Hi - I am new to this forum and am looking for fellow train nuts. I live in Lizton Indiana - 20 miles west of Indy.


----------



## Big Ed (Jun 16, 2009)

No nuts here just fruit loops.


----------



## brylerjunction (Aug 8, 2011)

big ed said:


> No nuts here just fruit loops.


hey I resemble that remark


----------



## Carl (Feb 19, 2012)

Welcome to this site......sorry to see that Joe thinks he resembles a "fruit loop"


----------



## Big4fan (Aug 29, 2010)

Hey Vic, Welcome aboard, I'm a tad north of you (West of the intersection of IN 25 & IN 15.) 
J.C.


----------



## New Berlin RR (Feb 11, 2012)

vicmeister said:


> Hi - I am new to this forum and am looking for fellow train nuts. I live in Lizton Indiana - 20 miles west of Indy.


welcome, Im here in Louisville!! not sure how far (at least an hour drive I suspect) I am from you exactly!


----------



## flyvemaskin (Nov 19, 2011)

Well, I'm a genuine train or railnut, and love it. Sadly I'm clear across the country from you in AZ, but like you have been bitten big time and the addiction is permanent.


----------



## Big Ed (Jun 16, 2009)

flyvemaskin said:


> Well, I'm a genuine train or railnut, and love it. Sadly I'm clear across the country from you in AZ, but like you have been bitten big time and the addiction is permanent.

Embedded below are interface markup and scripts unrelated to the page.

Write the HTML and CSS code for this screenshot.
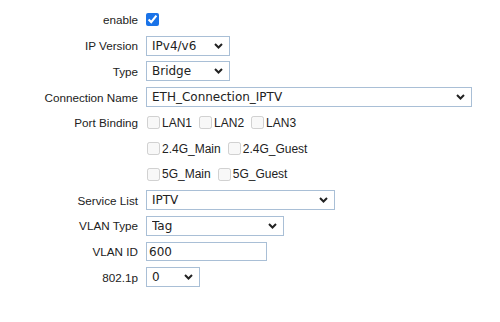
FILE: index.html
```html
<!DOCTYPE html>
<html lang="en">
<head>
    <meta charset="UTF-8">
    <title>WAN Connection</title>
    <link rel="stylesheet" href="styles.css">
</head>
<body>
    <form class="wan-form">
        <label class="field-label" for="enable">enable</label>
        <div class="field"><input type="checkbox" id="enable" class="check-main" checked></div>

        <label class="field-label" for="ipVersion">IP Version</label>
        <div class="field">
            <select id="ipVersion" class="sel sel-short"><option>IPv4/v6</option></select>
        </div>

        <label class="field-label" for="type">Type</label>
        <div class="field">
            <select id="type" class="sel sel-short"><option>Bridge</option></select>
        </div>

        <label class="field-label" for="connName">Connection Name</label>
        <div class="field">
            <select id="connName" class="sel sel-wide"><option>ETH_Connection_IPTV</option></select>
        </div>

        <span class="field-label">Port Binding</span>
        <div class="field ports">
            <label class="port"><input type="checkbox" disabled>LAN1</label>
            <label class="port"><input type="checkbox" disabled>LAN2</label>
            <label class="port"><input type="checkbox" disabled>LAN3</label>
        </div>

        <span class="field-label"></span>
        <div class="field ports">
            <label class="port"><input type="checkbox" disabled>2.4G_Main</label>
            <label class="port"><input type="checkbox" disabled>2.4G_Guest</label>
        </div>

        <span class="field-label"></span>
        <div class="field ports">
            <label class="port"><input type="checkbox" disabled>5G_Main</label>
            <label class="port"><input type="checkbox" disabled>5G_Guest</label>
        </div>

        <label class="field-label" for="serviceList">Service List</label>
        <div class="field">
            <select id="serviceList" class="sel sel-service"><option>IPTV</option></select>
        </div>

        <label class="field-label" for="vlanType">VLAN Type</label>
        <div class="field">
            <select id="vlanType" class="sel sel-vlan"><option>Tag</option></select>
        </div>

        <label class="field-label" for="vlanId">VLAN ID</label>
        <div class="field">
            <input type="text" id="vlanId" class="txt" value="600">
        </div>

        <label class="field-label" for="prio">802.1p</label>
        <div class="field">
            <select id="prio" class="sel sel-tiny"><option>0</option></select>
        </div>
    </form>
</body>
</html>
```

FILE: styles.css
```css
body {
    margin: 0;
    background-color: #fff;
    color: #222;
    font-family: "Liberation Sans", Arial, sans-serif;
    font-size: 12px;
}
.wan-form {
    display: grid;
    grid-template-columns: 138px auto;
    grid-auto-rows: 25.75px;
    column-gap: 8px;
    padding-top: 7px;
}
.field-label {
    display: flex;
    align-items: center;
    justify-content: flex-end;
    font-size: 11.7px;
}
.field {
    display: flex;
    align-items: center;
}
.check-main {
    width: 13px;
    height: 13px;
    margin: 0;
    accent-color: #1a73e8;
}
.sel {
    appearance: none;
    height: 20px;
    padding: 0 20px 0 5px;
    border: 1px solid #a9bfd6;
    border-radius: 0;
    background: #fff url("data:image/svg+xml;utf8,<svg xmlns='http://www.w3.org/2000/svg' width='9' height='6' viewBox='0 0 9 6'><path d='M1 1l3.5 3.5L8 1' fill='none' stroke='%23222' stroke-width='2'/></svg>") no-repeat right 6px center;
    color: #222;
    font-family: "DejaVu Sans", Verdana, sans-serif;
    font-size: 12px;
}
.sel-short { width: 84px; }
.sel-wide { width: 326px; }
.sel-service { width: 189px; }
.sel-vlan { width: 138px; }
.sel-tiny { width: 54px; }
.txt {
    width: 121px;
    height: 19px;
    box-sizing: border-box;
    padding: 0 2px;
    border: 1px solid #a9bfd6;
    color: #222;
    font-family: "DejaVu Sans", Verdana, sans-serif;
    font-size: 12px;
}
.ports {
    gap: 6px;
}
.port {
    display: flex;
    align-items: center;
    gap: 2px;
}
.port input {
    width: 13px;
    height: 13px;
    margin: 0 0 0 1px;
}
```
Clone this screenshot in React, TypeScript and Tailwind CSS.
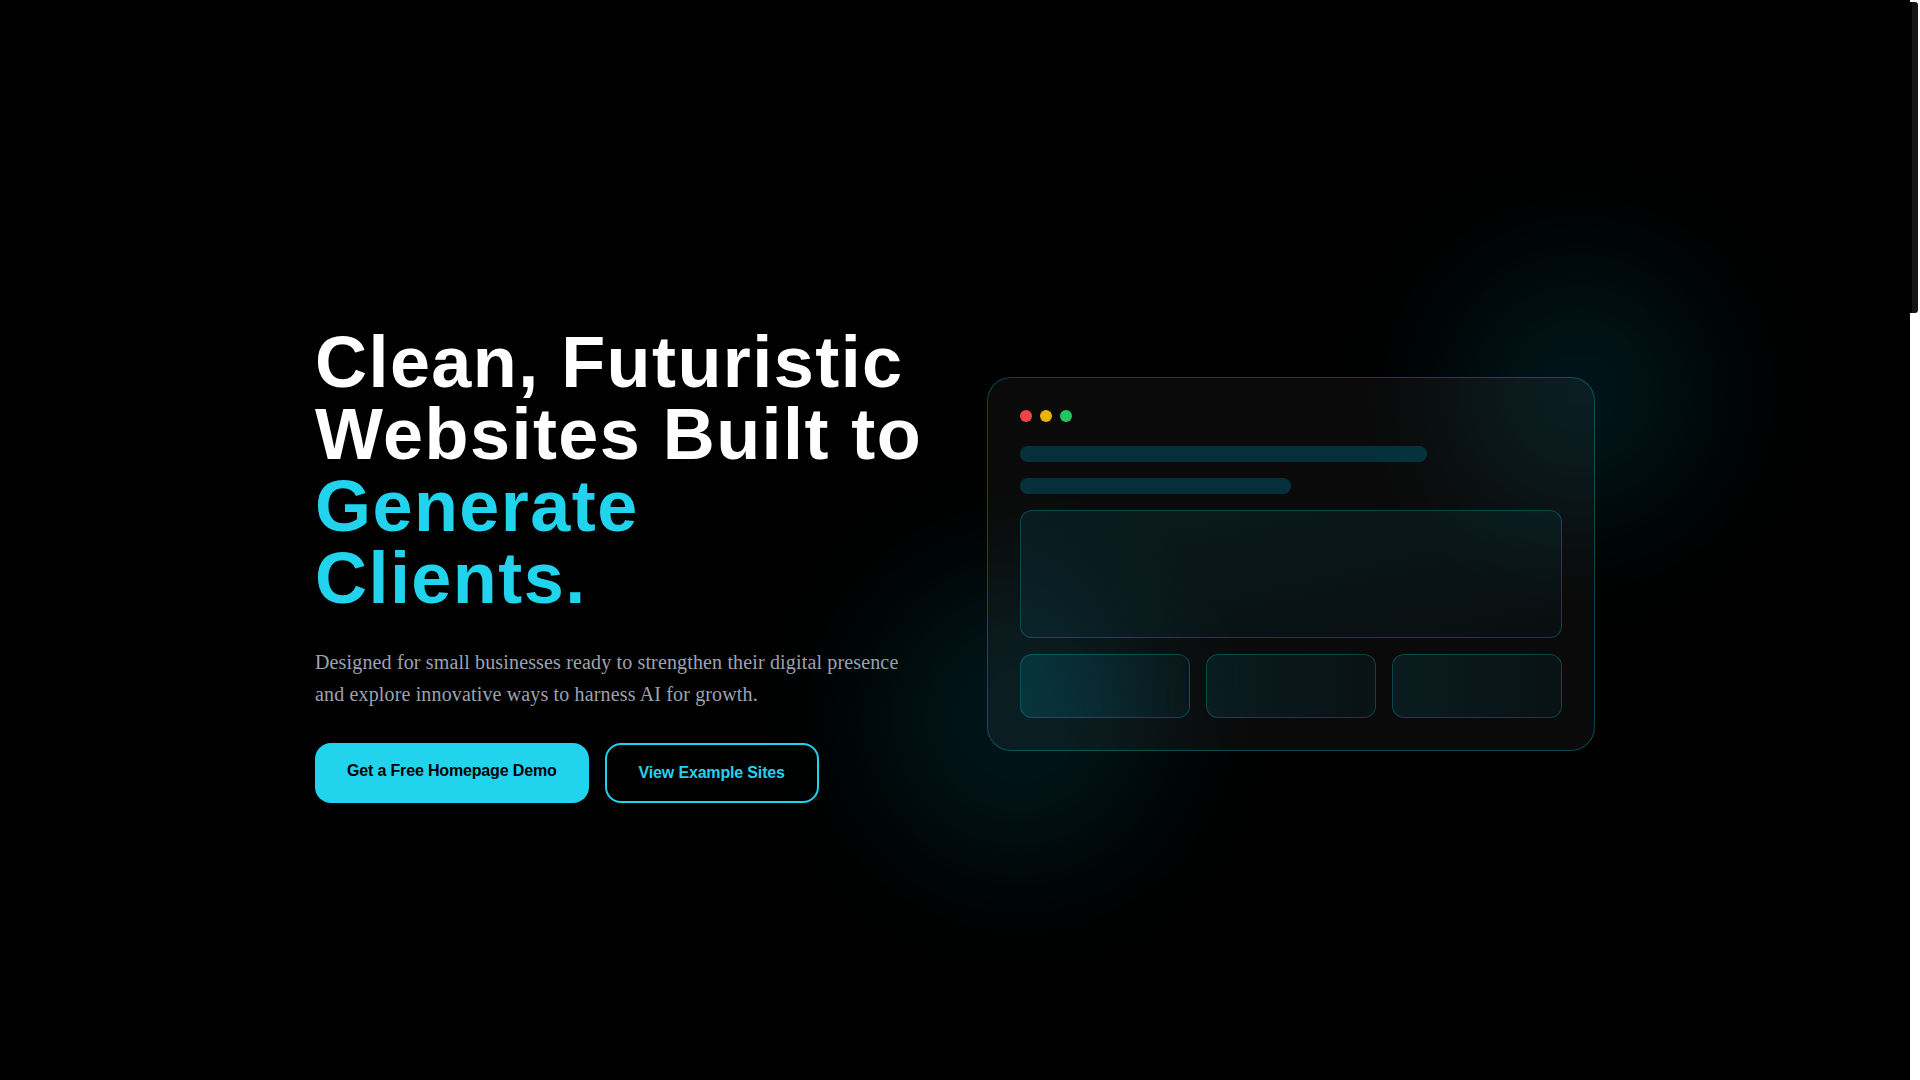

The OP has not logged back on since 9/11.


----------



## raleets (Jan 2, 2011)

vicmeister said:


> Hi - I am new to this forum and am looking for fellow train nuts. I live in Lizton Indiana - 20 miles west of Indy.


Vic,
There's a great model train store on the East side of Indy. Washington 
Street just west of the circle.
I hit it every time I visit my kids in Noblesville.
Welcome aboard and have fun.
Bob


----------



## imatt88 (Jan 31, 2010)

Vic,

Welcome aboard! I've been absent from here for so long, I feel like a newbie again:laugh:

Cheers, Ian


----------